Funny DR OMK [but I'm partial to the word Hobo - see: John Hodgman. If you've never seen this 'fakeumentary'...watch. [~8m]

I'm fascinated by time and how we track it. Years ago, I was teaching a C++ class and thought, I want the students to build themselves a little tool (we call these apps today) that they want. I wanted UNIX's cal [short for calendar] on Windows so I set to port it.
I knew leap years are TRUE if (year/4 and !year/400) but I didn't know that we skipped 11 days in the calendar back in 1752. There are 11 days missing from September.
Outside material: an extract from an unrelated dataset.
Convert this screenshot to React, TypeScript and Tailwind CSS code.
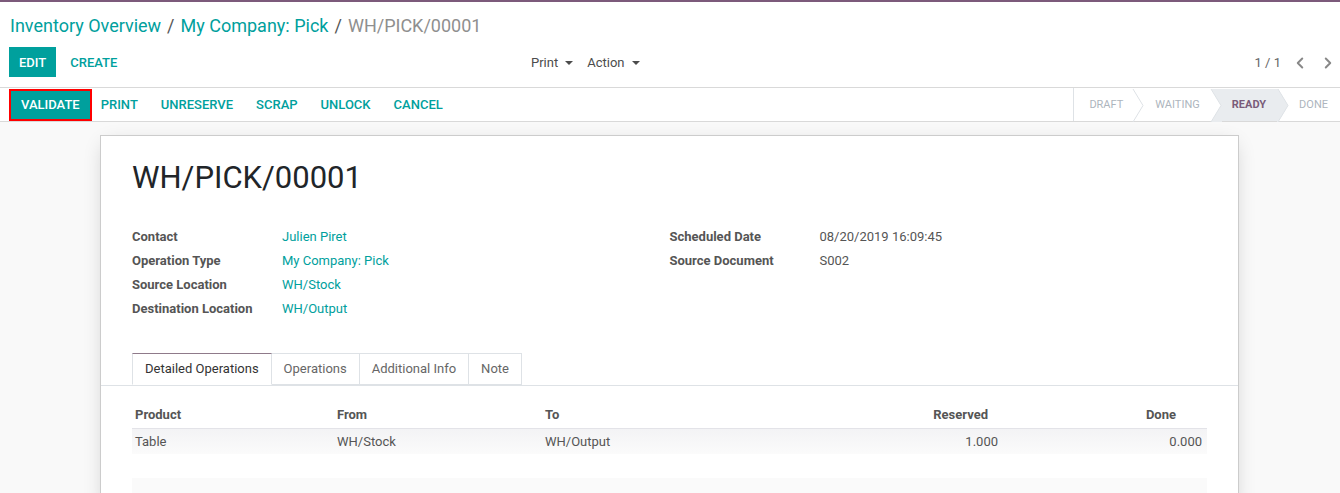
import { ChevronLeft, ChevronRight } from 'lucide-react'

const teal='text-[#00A09D]'

function Sep({ left, right }:{ left?:boolean; right?:boolean }) {
  // chevron separator of the status bar; left/right = fill grey on that side
  return (
    <svg width="12" height="33" viewBox="0 0 12 33" className="block shrink-0">
      {left&&<polygon points="0,0 1,0 11,16.5 1,33 0,33" fill="#e9ecef" />}
      {right&&<polygon points="1,0 12,0 12,33 1,33 11,16.5" fill="#e9ecef" />}
      <polyline points="1,0 11,16.5 1,33" fill="none" stroke="#dee2e6" strokeWidth="1" />
    </svg>
  )
}

function Caret() {
  return <span className="ml-[7px] inline-block h-0 w-0 border-x-[4.5px] border-t-[4.5px] border-x-transparent border-t-[#4c4c4c]" />
}

function Field({ label, value, link }:{ label:string; value:string; link?:boolean }) {
  return (
    <div className="flex h-6 items-center">
      <span className="w-[150px] font-bold text-[#555]">{label}</span>
      <span className={link?teal:'text-[#555]'}>{value}</span>
    </div>
  )
}

export default function App() {
  const actions=['PRINT','UNRESERVE','SCRAP','UNLOCK','CANCEL']
  return (
    <div className="min-h-[493px] bg-[#f9f9f9] text-[13px] text-[#4c4c4c]" style={{ fontFamily:'Roboto, "Noto Sans", sans-serif' }}>
      <div className="h-[2px] bg-[#7c5a7b]" />
      {/* control panel */}
      <div className="bg-white border-b border-[#d9d9d9]">
        <div className="flex h-[45px] items-center pl-[10px] pt-[2px] text-[18px]">
          <span className={teal}>Inventory Overview</span>
          <span className="px-[6px] text-[#555]">/</span>
          <span className={teal}>My Company: Pick</span>
          <span className="px-[6px] text-[#555]">/</span>
          <span className="text-[#8f8f8f]">WH/PICK/00001</span>
        </div>
        <div className="flex h-[40px] items-start pl-[9px]">
          <div className="flex w-[500px] items-center">
            <button className="h-[30px] bg-[#00A09D] px-[10px] pt-[1px] font-medium text-white">EDIT</button>
            <button className={`h-[30px] px-[14px] pt-[1px] font-medium ${teal}`}>CREATE</button>
          </div>
          <div className="flex h-[30px] items-center pl-[22px] pt-[1px]">
            <span className="flex items-center">Print<Caret /></span>
            <span className="ml-[14px] flex items-center">Action<Caret /></span>
          </div>
          <div className="ml-auto flex h-[30px] items-center pr-[3px] pt-[1px] text-[#666]">
            <span className="mr-[10px]">1 / 1</span>
            <ChevronLeft size={18} strokeWidth={2.6} className="text-[#888]" />
            <ChevronRight size={18} strokeWidth={2.6} className="ml-[10px] text-[#888]" />
          </div>
        </div>
      </div>
      {/* status bar */}
      <div className="flex h-[34px] items-stretch border-b border-[#d9d9d9] bg-white pl-[9px]">
        <div className="flex items-center">
          <button className="h-[32px] border-2 border-[#ff0000] bg-[#00A09D] px-[10px] font-medium text-white">VALIDATE</button>
          {actions.map((a,i)=><button key={a} className={`h-[32px] font-medium ${i===0?'pl-[9px] pr-[11.5px]':'px-[11.5px]'} ${teal}`}>{a}</button>)}
        </div>
        <div className="ml-auto flex items-stretch border-l border-[#dee2e6] pt-[1px] text-[11px] text-[#adb5bd]">
          <span className="flex items-center pl-[15px] pr-[9px]">DRAFT</span>
          <Sep />
          <span className="flex items-center pl-[11px] pr-[10px]">WAITING</span>
          <Sep right />
          <span className="flex items-center bg-[#e9ecef] pl-[10px] pr-[11px] font-bold text-[#7a5c7a]">READY</span>
          <Sep left />
          <span className="flex items-center pl-[10px] pr-[12px]">DONE</span>
        </div>
      </div>
      {/* sheet */}
      <div className="ml-[100px] mt-[13px] w-[1139px] border border-[#ccc] bg-white px-[31px] pt-[21px] shadow-[0_5px_20px_-5px_rgba(0,0,0,0.2)]">
        <h1 className="text-[31px] leading-[42px] text-[#212529]">WH/PICK/00001</h1>
        <div className="mt-[26px] grid grid-cols-2">
          <div>
            <Field label="Contact" value="Julien Piret" link />
            <Field label="Operation Type" value="My Company: Pick" link />
            <Field label="Source Location" value="WH/Stock" link />
            <Field label="Destination Location" value="WH/Output" link />
          </div>
          <div>
            <Field label="Scheduled Date" value="08/20/2019 16:09:45" />
            <Field label="Source Document" value="S002" />
          </div>
        </div>
        <div className="-mx-[31px] mt-[32px] flex border-b border-[#dee2e6] px-[31px]">
          <span className="-mb-px flex h-[32px] items-center border border-b-white border-[#dee2e6] border-t-[#8f7a8a] bg-white px-[12px] text-[#333]">Detailed Operations</span>
          <span className="flex h-[32px] items-center border-y border-r border-[#dee2e6] px-[12px] text-[#666]">Operations</span>
          <span className="flex h-[32px] items-center border-y border-r border-[#dee2e6] px-[12px] text-[#666]">Additional Info</span>
          <span className="flex h-[32px] items-center border-y border-r border-[#dee2e6] px-[12px] text-[#666]">Note</span>
        </div>
        <div className="mt-[16px]">
          <div className="flex h-[27px] items-center border-b border-[#e3e3e8] font-bold text-[#555]">
            <span className="w-[205px] pl-[3px]">Product</span>
            <span className="w-[208px]">From</span>
            <span className="w-[200px]">To</span>
            <span className="w-[243px] text-right">Reserved</span>
            <span className="w-[188px] text-right">Done</span>
          </div>
          <div className="flex h-[25px] items-center bg-gradient-to-b from-[#f3f3f5] to-[#fbfbfb] text-[#555]">
            <span className="w-[205px] pl-[3px]">Table</span>
            <span className="w-[208px]">WH/Stock</span>
            <span className="w-[200px]">WH/Output</span>
            <span className="w-[253px] text-right">1.000</span>
            <span className="w-[204px] text-right">0.000</span>
          </div>
          <div className="h-[24px]" />
          <div className="h-[30px] bg-[#fafafa]" />
        </div>
      </div>
    </div>
  )
}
I included that in my code so it would calculate the correct day of the week before 1752 (at least for Americans, Brits, & Canadians).

D-O: I can't recall the comedian:
When I was young, dad would come out of bed and say, 'My neck hurts, I musta slept wrong.
Slept wrong, how can you f*** that up?
Now that I'm old, I understand.

Cheers, -T

Wilbur Charles said...

I need not repost* my version of Ivanhoe although the linked synopsis is accurate re. Brian de Bois Gilbert. Did I mention that at the end of MY Ivanhoe Wilfrid and Richard reveal that they have a gay relationship which is a bonding moment for Rebecca and Rowena.

Microsoft bought out a map system which ran on a PC and had a separate GPS. On the SS van we had the PC setup next to the driver seat.

Blanda probably played for Bear Bryant at Kentucky.

SCROD could be any fish caught that day and quickly prepared in places like NoName or Durgin Park with it's cafeteria style seating.

Re. The XW… I took a quick peek this morning and spotted Alan Ladd and SHANE. LALAKER was another gimme.
Still had a lot of white but the fills kept coming. Like others said: doable with some work. Medium Saturday difficulty. FIR.

WC

*Did I post my IVANHOE Version in here? Obviously no one read it. Maybe I put it in the jumble blog.

waseeley said...

PLEASE NOTE: Today is also the 57th birthday of opera composer Gioacchino Rossini (e.g. "The Barber of Seville"). He was born in 1792.

Anonymous T said...

Waseeley - Oh, he died so young...
For Rossini's 57th!. [Live (with a Wabbit) - 7:02]

-T

CanadianEh! said...

Superb Saturday. Thanks for the fun, Daniel (glad to welcome a fellow-Canadian) and HuskerG.
Instead of WEES, I will use WIMS (what Irish Miss said) and I see Jayce agrees.
All but the SW corner filled on the way to visit the grandkids; tonight I Googled to find CARL, break open that area and finish.

The only version of SHAG that I knew must be PRECODE,
Hand up for Sink before OVEN and Step before DENT. My raft was rowed before POLED.
I had Crudest before WILDEST.
Perps changed Deo to DEI.
IS that SCREE IGNEOUS?

Someone explained ERTE here recently, and I remembered! Thanks.
The PRECODE link had Three on a Match; I learned the meaning of that phrase here recently also.

Hand up for getting an ENCARTA CD with a new PC. Kids used it regularly for school projects.
My parents raised 3 kids on Three ACRES of prime market garden land. Yes, we had a Cabbage PATCH.

Hope everyone had a great Leap Day.

OwenKL said...

Picard -- I screwed up my courage and took your Google challenge. G reminded me I had heard it before, but mercifully forgotten.
Thanks for the Carl Sagan essay. It was fresh in mind when I wrote my first poem for tomorrow's two Jumbles.
As for the weather vane: "Thar she blows!"